The 2026 Wanda Diamond League formally begins on Saturday 16 May in Keqiao, the second city of the Shanghai stop after a venue rotation last year, and the start lists confirm a season opener that is anything but a soft launch. Faith Kipyegon returns from her marathon-distance training block to open in the women’s 5000m, Mondo Duplantis takes the pole vault to a Chinese audience for the first time since the World Indoors, and Larissa Iapichino begins her long-jump title defence. Across fourteen scored events the field is dense enough that the Diamond standings will read meaningfully by 16 May evening.
Kipyegon’s entry is the most curious. The Kenyan is the world record holder over 1500m and 5000m and has spoken publicly this winter about wanting to flirt with the marathon at some point in the cycle, but the Keqiao opener confirms that the 2026 plan is to defend her track range first. The 5000m field around her is genuinely stacked: Beatrice Chebet is in, Sifan Hassan is back over the distance for the first time since her London Marathon last year, and Australia’s Jessica Hull provides the kind of front-running spice that has historically suited Kipyegon’s racing style.
The pole vault is the standalone main event. Duplantis enters the season with the world record at 6.30m and an outdoor opener that is essentially a coronation lap, but Sam Kendricks and Ernest Obiena are in the field, and the early-season pole vault is where Duplantis has historically been most willing to play with the bar. The men’s and women’s discus get the headline-treatment too, with Roje Stona and Lagi Tausaga drawing the “discus champions assemble” framing in pre-meet promotional material.
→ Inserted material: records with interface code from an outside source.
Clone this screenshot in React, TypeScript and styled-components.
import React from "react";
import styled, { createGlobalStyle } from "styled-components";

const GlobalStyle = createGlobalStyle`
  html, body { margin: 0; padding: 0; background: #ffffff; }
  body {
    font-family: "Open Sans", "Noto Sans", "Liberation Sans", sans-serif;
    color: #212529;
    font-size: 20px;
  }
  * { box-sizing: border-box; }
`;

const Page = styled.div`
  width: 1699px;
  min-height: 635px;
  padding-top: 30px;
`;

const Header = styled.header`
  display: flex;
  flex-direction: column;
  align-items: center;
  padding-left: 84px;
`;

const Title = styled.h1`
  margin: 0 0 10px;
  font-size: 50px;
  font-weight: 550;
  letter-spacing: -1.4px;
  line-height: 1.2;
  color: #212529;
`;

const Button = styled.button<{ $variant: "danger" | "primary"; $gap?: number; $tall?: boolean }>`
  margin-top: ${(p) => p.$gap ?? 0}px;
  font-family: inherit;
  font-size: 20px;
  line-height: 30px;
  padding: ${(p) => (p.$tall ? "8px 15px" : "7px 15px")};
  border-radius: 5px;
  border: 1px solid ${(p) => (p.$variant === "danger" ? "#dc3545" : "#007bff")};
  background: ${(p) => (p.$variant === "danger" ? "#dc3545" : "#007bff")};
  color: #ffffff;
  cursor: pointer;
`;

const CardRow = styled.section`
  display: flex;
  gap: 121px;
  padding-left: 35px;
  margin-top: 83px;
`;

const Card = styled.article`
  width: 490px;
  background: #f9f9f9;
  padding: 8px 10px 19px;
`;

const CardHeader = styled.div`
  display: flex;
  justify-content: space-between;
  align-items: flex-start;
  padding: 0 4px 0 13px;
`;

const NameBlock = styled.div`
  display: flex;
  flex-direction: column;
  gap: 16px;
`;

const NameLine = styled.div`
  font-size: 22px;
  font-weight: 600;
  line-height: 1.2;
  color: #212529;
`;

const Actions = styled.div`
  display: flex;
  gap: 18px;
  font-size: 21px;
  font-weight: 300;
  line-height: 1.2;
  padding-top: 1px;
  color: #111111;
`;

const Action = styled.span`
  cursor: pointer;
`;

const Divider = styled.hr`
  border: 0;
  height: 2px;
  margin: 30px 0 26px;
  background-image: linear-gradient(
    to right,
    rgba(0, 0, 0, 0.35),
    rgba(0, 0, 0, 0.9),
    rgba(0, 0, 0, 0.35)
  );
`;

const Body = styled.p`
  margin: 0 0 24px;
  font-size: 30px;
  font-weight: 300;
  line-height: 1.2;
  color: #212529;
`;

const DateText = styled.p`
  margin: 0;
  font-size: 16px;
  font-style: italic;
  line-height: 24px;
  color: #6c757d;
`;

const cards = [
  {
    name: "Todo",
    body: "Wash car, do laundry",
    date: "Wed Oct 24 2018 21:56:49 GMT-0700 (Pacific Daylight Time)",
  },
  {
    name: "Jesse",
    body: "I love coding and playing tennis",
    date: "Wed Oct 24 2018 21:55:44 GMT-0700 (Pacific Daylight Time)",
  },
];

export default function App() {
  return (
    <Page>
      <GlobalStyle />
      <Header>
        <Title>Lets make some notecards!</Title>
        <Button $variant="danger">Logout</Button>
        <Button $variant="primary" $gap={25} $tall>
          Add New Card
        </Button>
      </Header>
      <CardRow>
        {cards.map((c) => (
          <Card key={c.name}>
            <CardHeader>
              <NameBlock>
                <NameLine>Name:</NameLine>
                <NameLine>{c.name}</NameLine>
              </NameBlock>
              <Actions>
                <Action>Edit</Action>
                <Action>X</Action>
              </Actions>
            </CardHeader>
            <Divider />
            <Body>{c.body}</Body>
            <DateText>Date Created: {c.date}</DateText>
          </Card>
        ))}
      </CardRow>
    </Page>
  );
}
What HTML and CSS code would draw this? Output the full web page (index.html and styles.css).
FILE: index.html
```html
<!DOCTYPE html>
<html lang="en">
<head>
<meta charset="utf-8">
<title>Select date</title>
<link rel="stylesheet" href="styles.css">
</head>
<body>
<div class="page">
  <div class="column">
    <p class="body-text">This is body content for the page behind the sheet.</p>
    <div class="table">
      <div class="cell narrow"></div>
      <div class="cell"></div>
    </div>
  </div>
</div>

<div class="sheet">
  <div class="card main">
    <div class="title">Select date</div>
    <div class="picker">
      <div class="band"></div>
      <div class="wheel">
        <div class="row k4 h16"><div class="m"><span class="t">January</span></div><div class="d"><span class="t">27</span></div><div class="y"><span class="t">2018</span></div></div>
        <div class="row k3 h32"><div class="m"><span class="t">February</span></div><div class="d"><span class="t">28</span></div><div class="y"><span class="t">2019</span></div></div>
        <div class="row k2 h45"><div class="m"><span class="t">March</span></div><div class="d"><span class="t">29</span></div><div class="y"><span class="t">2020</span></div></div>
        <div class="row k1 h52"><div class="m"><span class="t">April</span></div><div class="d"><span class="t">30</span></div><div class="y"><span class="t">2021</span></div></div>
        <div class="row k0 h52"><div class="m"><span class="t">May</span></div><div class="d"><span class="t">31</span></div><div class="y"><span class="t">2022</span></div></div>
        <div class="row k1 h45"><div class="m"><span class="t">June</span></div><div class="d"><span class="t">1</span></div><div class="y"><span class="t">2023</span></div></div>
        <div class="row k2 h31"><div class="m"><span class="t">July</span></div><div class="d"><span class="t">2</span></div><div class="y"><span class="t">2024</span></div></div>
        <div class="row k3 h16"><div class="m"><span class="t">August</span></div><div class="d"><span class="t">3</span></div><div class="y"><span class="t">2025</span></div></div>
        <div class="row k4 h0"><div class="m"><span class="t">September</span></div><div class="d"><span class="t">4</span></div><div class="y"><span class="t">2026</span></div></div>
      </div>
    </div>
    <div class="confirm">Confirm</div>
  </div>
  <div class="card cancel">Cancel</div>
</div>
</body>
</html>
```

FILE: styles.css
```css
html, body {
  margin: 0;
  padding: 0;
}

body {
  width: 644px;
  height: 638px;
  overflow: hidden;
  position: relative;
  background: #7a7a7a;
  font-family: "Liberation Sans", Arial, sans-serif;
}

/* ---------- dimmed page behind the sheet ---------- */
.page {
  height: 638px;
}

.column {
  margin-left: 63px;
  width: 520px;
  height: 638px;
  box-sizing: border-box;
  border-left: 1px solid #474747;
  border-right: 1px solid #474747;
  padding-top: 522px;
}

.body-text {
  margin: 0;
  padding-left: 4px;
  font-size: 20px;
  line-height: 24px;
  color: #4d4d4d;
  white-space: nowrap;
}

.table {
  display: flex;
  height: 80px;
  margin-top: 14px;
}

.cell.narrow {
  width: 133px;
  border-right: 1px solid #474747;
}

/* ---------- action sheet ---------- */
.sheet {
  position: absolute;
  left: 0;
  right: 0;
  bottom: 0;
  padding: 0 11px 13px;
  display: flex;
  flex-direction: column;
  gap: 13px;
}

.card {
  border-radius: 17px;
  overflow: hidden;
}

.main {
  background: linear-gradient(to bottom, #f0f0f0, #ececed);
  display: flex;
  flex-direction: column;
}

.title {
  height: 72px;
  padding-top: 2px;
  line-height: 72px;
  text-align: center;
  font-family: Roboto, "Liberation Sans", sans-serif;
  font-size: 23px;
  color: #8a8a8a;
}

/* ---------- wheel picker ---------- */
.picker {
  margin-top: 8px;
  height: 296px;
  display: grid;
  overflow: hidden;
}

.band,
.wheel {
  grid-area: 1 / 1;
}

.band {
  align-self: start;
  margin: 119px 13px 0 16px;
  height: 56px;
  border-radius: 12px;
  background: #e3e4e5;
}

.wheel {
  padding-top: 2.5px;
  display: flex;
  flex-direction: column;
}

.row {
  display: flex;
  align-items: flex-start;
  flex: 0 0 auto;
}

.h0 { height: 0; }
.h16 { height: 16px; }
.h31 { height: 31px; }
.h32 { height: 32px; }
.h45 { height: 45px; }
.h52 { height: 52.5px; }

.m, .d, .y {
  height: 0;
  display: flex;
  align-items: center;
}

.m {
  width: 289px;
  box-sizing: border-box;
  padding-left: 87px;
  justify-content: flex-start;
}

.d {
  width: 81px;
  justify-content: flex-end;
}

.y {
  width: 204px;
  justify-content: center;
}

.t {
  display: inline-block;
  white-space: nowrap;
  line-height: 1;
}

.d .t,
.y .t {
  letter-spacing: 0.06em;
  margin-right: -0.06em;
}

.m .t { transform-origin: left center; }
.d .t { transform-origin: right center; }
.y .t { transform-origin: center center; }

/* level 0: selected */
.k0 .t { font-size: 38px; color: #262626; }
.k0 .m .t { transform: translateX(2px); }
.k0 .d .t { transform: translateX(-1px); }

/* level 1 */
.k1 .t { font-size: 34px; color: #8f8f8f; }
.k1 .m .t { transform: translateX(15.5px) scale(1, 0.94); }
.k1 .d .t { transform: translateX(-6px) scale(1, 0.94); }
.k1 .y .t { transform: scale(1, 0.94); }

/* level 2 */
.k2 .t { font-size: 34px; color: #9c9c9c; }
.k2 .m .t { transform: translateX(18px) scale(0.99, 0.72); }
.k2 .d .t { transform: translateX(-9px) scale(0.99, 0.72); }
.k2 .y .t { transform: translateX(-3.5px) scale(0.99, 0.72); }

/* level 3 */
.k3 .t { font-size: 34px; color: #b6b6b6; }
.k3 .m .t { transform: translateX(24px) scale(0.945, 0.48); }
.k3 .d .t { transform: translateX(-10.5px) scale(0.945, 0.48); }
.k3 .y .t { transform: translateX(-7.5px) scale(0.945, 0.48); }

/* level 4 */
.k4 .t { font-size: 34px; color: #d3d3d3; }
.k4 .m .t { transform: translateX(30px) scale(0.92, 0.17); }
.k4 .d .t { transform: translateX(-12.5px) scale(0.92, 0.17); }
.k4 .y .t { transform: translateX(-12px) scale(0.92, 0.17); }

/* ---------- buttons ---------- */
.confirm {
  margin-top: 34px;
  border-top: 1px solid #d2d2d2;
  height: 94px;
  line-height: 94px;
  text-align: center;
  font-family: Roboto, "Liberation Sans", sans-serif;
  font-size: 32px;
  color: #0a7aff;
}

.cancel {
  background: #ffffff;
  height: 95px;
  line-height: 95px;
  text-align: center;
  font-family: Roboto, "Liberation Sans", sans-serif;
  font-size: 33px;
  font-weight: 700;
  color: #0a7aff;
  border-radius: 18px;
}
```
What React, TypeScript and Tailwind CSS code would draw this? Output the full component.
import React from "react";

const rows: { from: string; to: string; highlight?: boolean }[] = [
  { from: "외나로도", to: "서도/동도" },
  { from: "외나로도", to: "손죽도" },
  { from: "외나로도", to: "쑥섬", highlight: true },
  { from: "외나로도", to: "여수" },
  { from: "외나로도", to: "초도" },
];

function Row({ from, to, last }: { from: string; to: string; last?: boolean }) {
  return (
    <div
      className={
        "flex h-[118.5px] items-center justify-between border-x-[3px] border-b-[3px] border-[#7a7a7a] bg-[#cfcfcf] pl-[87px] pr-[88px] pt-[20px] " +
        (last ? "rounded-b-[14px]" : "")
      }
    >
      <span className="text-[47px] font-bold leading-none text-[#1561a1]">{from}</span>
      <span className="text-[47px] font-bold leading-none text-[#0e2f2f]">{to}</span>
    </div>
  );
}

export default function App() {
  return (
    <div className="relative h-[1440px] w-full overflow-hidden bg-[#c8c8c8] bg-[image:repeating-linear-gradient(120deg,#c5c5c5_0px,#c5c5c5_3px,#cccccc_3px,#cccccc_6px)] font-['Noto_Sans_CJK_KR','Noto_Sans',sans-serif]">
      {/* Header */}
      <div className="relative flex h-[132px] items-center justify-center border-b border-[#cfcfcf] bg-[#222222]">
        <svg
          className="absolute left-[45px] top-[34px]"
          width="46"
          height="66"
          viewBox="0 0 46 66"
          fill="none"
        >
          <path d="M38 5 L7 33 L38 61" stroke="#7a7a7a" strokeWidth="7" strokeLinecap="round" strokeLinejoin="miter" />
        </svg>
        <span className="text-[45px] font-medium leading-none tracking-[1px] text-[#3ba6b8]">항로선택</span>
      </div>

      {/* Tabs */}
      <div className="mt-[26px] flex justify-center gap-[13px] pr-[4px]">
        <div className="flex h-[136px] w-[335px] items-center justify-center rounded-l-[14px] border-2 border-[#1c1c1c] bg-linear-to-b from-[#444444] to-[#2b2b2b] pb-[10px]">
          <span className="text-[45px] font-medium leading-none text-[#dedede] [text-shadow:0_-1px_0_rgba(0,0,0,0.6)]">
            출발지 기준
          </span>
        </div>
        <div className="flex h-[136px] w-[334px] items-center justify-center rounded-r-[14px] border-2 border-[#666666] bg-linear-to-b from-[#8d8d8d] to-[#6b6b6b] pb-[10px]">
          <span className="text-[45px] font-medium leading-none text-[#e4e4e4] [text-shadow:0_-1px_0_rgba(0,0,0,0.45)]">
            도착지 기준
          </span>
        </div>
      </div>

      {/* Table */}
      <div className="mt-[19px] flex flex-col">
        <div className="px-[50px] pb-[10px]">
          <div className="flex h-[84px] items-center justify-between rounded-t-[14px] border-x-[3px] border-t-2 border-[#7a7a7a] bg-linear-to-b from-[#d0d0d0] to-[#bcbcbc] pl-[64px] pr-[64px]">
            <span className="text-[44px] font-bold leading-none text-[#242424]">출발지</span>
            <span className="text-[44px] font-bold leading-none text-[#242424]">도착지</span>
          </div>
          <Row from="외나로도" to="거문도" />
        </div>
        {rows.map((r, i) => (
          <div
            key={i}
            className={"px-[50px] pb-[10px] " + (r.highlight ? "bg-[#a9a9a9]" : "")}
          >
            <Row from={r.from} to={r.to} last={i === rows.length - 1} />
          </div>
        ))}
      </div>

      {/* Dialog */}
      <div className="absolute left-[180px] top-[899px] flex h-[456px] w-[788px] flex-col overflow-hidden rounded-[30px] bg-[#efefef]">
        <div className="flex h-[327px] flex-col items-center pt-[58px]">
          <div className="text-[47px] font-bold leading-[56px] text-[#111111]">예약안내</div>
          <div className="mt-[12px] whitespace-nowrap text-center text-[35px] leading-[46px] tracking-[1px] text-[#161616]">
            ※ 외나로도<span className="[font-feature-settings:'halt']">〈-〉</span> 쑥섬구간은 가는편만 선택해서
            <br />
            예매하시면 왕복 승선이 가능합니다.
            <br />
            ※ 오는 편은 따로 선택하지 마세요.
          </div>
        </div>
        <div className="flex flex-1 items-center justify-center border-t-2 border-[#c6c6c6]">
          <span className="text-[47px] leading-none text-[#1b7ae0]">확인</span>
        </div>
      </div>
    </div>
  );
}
For the sprinters, the Keqiao opener is mostly a short-range event. The men’s 100m and 110m hurdles are scheduled, but the women’s 200m showpiece — Sha’Carri Richardson, Shericka Jackson, Anavia Battle, Amy Hunt — is being held back for Xiamen on 23 May. Race directors have leaned into that split for the second consecutive year, allowing the season to build into its sprint headline rather than spending it on opening night. Reigning men’s 800m world champion Wyclife Kinyamal will line up in Keqiao, with the 1500m saved for Rabat.
Practical viewing notes: Diamond League coverage starts at 19:00 local time on 16 May, with global broadcast partners including FloTrack in North America, the BBC iPlayer in the UK, and the Diamond League’s direct stream for territories outside the broadcast deals. The Diamond League’s prize-money pool is up again on the back of last year’s adjustments, and the points format remains the eight-meet qualifier into the two-day Brussels final on 4–5 September. Expect a sharper, faster opener than usual — the field is too good for it to be anything else.